BEGIN

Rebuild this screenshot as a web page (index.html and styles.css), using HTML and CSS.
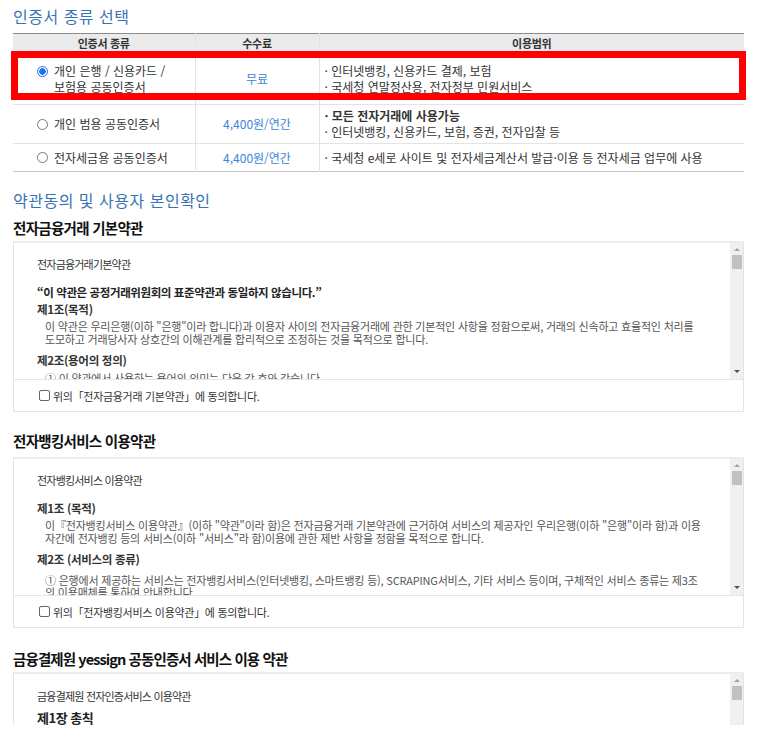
FILE: index.html
```html
<!DOCTYPE html>
<html lang="ko">
<head>
    <meta charset="UTF-8">
    <meta name="viewport" content="width=device-width, initial-scale=1.0">
    <title>인증서 종류 선택</title>
    <link rel="stylesheet" href="styles.css">
</head>
<body>
    <div class="page">
        <h2 class="sec-title first">인증서 종류 선택</h2>
        <div class="table-wrap">
            <table class="cert-table">
                <colgroup>
                    <col class="w1">
                    <col class="w2">
                    <col>
                </colgroup>
                <thead>
                    <tr>
                        <th>인증서 종류</th>
                        <th>수수료</th>
                        <th>이용범위</th>
                    </tr>
                </thead>
                <tbody>
                    <tr class="row1">
                        <td class="c1">
                            <div class="opt"><span class="radio on"></span><span>개인 은행 / 신용카드 /<br>보험용 공동인증서</span></div>
                        </td>
                        <td class="c2 fee">무료</td>
                        <td class="c3">
                            <p>· 인터넷뱅킹, 신용카드 결제, 보험</p>
                            <p>· 국세청 연말정산용, 전자정부 민원서비스</p>
                        </td>
                    </tr>
                    <tr class="row2">
                        <td class="c1">
                            <div class="opt"><span class="radio"></span><span>개인 범용 공동인증서</span></div>
                        </td>
                        <td class="c2 fee">4,400원/연간</td>
                        <td class="c3">
                            <p class="strong">· 모든 전자거래에 사용가능</p>
                            <p>· 인터넷뱅킹, 신용카드, 보험, 증권, 전자입찰 등</p>
                        </td>
                    </tr>
                    <tr class="row3">
                        <td class="c1">
                            <div class="opt"><span class="radio"></span><span>전자세금용 공동인증서</span></div>
                        </td>
                        <td class="c2 fee">4,400원/연간</td>
                        <td class="c3">
                            <p>· 국세청 e세로 사이트 및 전자세금계산서 발급·이용 등 전자세금 업무에 사용</p>
                        </td>
                    </tr>
                </tbody>
            </table>
            <div class="highlight"></div>
        </div>

        <h2 class="sec-title second">약관동의 및 사용자 본인확인</h2>

        <h3 class="terms-title t1">전자금융거래 기본약관</h3>
        <div class="terms">
            <div class="terms-body">
                <div class="terms-text">
                    <p class="doc-name">전자금융거래기본약관</p>
                    <p class="notice">“이 약관은 공정거래위원회의 표준약관과 동일하지 않습니다.”</p>
                    <p class="art a1">제1조(목적)</p>
                    <p class="para p1">이 약관은 우리은행(이하 "은행"이라 합니다)과 이용자 사이의 전자금융거래에 관한 기본적인 사항을 정함으로써, 거래의 신속하고 효율적인 처리를<br>도모하고 거래당사자 상호간의 이해관계를 합리적으로 조정하는 것을 목적으로 합니다.</p>
                    <p class="art a2">제2조(용어의 정의)</p>
                    <p class="para p2">① 이 약관에서 사용하는 용어의 의미는 다음 각 호와 같습니다.</p>
                </div>
                <div class="scrollbar">
                    <span class="arrow up"></span>
                    <span class="thumb"></span>
                    <span class="arrow down"></span>
                </div>
            </div>
            <label class="agree"><span class="check"></span>위의「전자금융거래 기본약관」에 동의합니다.</label>
        </div>

        <h3 class="terms-title t2">전자뱅킹서비스 이용약관</h3>
        <div class="terms">
            <div class="terms-body">
                <div class="terms-text">
                    <p class="doc-name">전자뱅킹서비스 이용약관</p>
                    <p class="art b1">제1조 (목적)</p>
                    <p class="para q1">이『전자뱅킹서비스 이용약관』(이하 "약관"이라 함)은 전자금융거래 기본약관에 근거하여 서비스의 제공자인 우리은행(이하 "은행"이라 함)과 이용<br>자간에 전자뱅킹 등의 서비스(이하 "서비스"라 함)이용에 관한 제반 사항을 정함을 목적으로 합니다.</p>
                    <p class="art b2">제2조 (서비스의 종류)</p>
                    <p class="para q2">① 은행에서 제공하는 서비스는 전자뱅킹서비스(인터넷뱅킹, 스마트뱅킹 등), SCRAPING서비스, 기타 서비스 등이며, 구체적인 서비스 종류는 제3조<br>의 이용매체를 통하여 안내합니다.</p>
                </div>
                <div class="scrollbar">
                    <span class="arrow up"></span>
                    <span class="thumb"></span>
                    <span class="arrow down"></span>
                </div>
            </div>
            <label class="agree"><span class="check"></span>위의「전자뱅킹서비스 이용약관」에 동의합니다.</label>
        </div>

        <h3 class="terms-title t3">금융결제원 yessign 공동인증서 서비스 이용 약관</h3>
        <div class="terms last">
            <div class="terms-body short">
                <div class="terms-text">
                    <p class="doc-name">금융결제원 전자인증서비스 이용약관</p>
                    <p class="chapter">제1장 총칙</p>
                </div>
                <div class="scrollbar">
                    <span class="arrow up"></span>
                    <span class="thumb"></span>
                </div>
            </div>
        </div>
    </div>
</body>
</html>
```

FILE: styles.css
```css
body {
    margin: 0;
    font-family: "Noto Sans CJK KR", "Noto Sans", sans-serif;
    color: #333;
    background: #fff;
}
p {
    margin: 0;
}
.page {
    width: 731px;
    padding-left: 13px;
}
.sec-title {
    margin: 0;
    font-size: 16px;
    font-weight: 400;
    color: #3a73b4;
    letter-spacing: 0.5px;
}
.sec-title.first {
    height: 33px;
    line-height: 32px;
}
.sec-title.second {
    margin-top: 16px;
    line-height: 24px;
}

/* certificate table */
.table-wrap {
    position: relative;
}
.cert-table {
    width: 731px;
    table-layout: fixed;
    border-collapse: collapse;
    border-top: 1px solid #8c8c8c;
    border-bottom: 1px solid #c4c4c4;
    font-size: 12px;
}
.w1 {
    width: 182px;
}
.w2 {
    width: 124px;
}
.cert-table th {
    height: 19px;
    padding: 0;
    background: #ebebeb;
    font-size: 11px;
    font-weight: 700;
    color: #333;
    line-height: 19px;
    letter-spacing: -0.3px;
}
.cert-table td {
    padding: 0;
    border-top: 1px solid #e3e3e3;
    line-height: 16px;
    color: #333;
    vertical-align: middle;
}
.cert-table th + th,
.cert-table td + td {
    border-left: 1px solid #e3e3e3;
}
.cert-table td.c1 {
    padding-left: 24px;
}
.cert-table td.c2 {
    text-align: center;
}
.cert-table td.c3 {
    padding-left: 5px;
}
.cert-table td.fee {
    color: #3b86d6;
}
.row1 td {
    height: 50px;
}
.row2 td {
    height: 38px;
}
.row3 td {
    height: 27px;
}
.strong {
    font-weight: 700;
}
.opt {
    display: flex;
    align-items: flex-start;
}
.row2 .opt,
.row3 .opt {
    align-items: center;
}
.radio {
    flex: none;
    width: 9px;
    height: 9px;
    margin: 3px 6px 0 0;
    border: 1px solid #7a7a7a;
    border-radius: 50%;
    background: #fff;
}
.row2 .radio,
.row3 .radio {
    margin-top: 0;
}
.radio.on {
    border-color: #1a73e8;
    background: radial-gradient(circle, #1a73e8 0 3px, #fff 3.5px);
}
.highlight {
    position: absolute;
    left: -2px;
    top: 18px;
    width: 721px;
    height: 35px;
    border: 7px solid #ff0000;
}

/* terms boxes */
.terms-title {
    margin: 0;
    font-size: 14.5px;
    font-weight: 700;
    color: #111;
    letter-spacing: -0.7px;
    line-height: 26px;
}
.terms-title.t1 {
    margin-top: 3px;
}
.terms-title.t2 {
    margin-top: 16px;
    padding-bottom: 3px;
}
.terms-title.t3 {
    margin-top: 18px;
    letter-spacing: -0.9px;
}
.terms {
    border: 1px solid #e4e4e4;
    border-top: 2px solid #ececec;
}
.terms.last {
    border-bottom: 0;
}
.terms-body {
    display: flex;
    height: 136px;
}
.terms-body.short {
    height: 51px;
}
.terms-text {
    flex: 1;
    overflow: hidden;
    padding: 13px 20px 0 23px;
    font-size: 11px;
    line-height: 13px;
    color: #555;
    letter-spacing: -0.2px;
}
.short .terms-text {
    padding-top: 14px;
}
.doc-name {
    color: #333;
    height: 16px;
    line-height: 16px;
    letter-spacing: -0.8px;
}
.notice {
    margin-top: 12px;
    font-size: 11.5px;
    font-weight: 700;
    color: #222;
    line-height: 16px;
    letter-spacing: -0.4px;
}
.art {
    font-size: 11.5px;
    font-weight: 700;
    color: #333;
    line-height: 16px;
    letter-spacing: -0.3px;
}
.a1 {
    margin-top: 1px;
}
.p1 {
    margin-top: 3px;
}
.a2 {
    margin-top: 6px;
}
.p2 {
    margin-top: 4px;
}
.b1 {
    margin-top: 12px;
}
.q1 {
    margin-top: 3px;
}
.b2 {
    margin-top: 6px;
}
.q2 {
    margin-top: 7px;
    line-height: 12px;
}
.para {
    padding-left: 8px;
}
.chapter {
    margin-top: 6px;
    font-size: 13px;
    font-weight: 700;
    color: #222;
    line-height: 16px;
    letter-spacing: -0.5px;
}
.scrollbar {
    flex: none;
    width: 13px;
    background: #f0f0f0;
    display: flex;
    flex-direction: column;
    align-items: center;
}
.arrow {
    width: 0;
    height: 0;
    border-left: 3px solid transparent;
    border-right: 3px solid transparent;
}
.arrow.up {
    margin-top: 5px;
    border-bottom: 3px solid #a3a3a3;
}
.arrow.down {
    margin-top: auto;
    margin-bottom: 6px;
    border-top: 3px solid #505050;
}
.thumb {
    width: 10px;
    height: 14px;
    margin-top: 4px;
    background: #c1c1c1;
}
.agree {
    display: flex;
    align-items: center;
    height: 31px;
    padding-left: 25px;
    border-top: 1px solid #e6e6e6;
    font-size: 11px;
    color: #333;
    letter-spacing: -0.3px;
}
.check {
    width: 9px;
    height: 9px;
    margin-right: 3px;
    border: 1px solid #666;
    border-radius: 2px;
    background: #fff;
}
```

END

JOB - List all lines in the material containing the string "page".

TASK OUTPUT -
Rebuild this screenshot as a web page (index.html and styles.css), using HTML and CSS.
    <div class="page">
.page {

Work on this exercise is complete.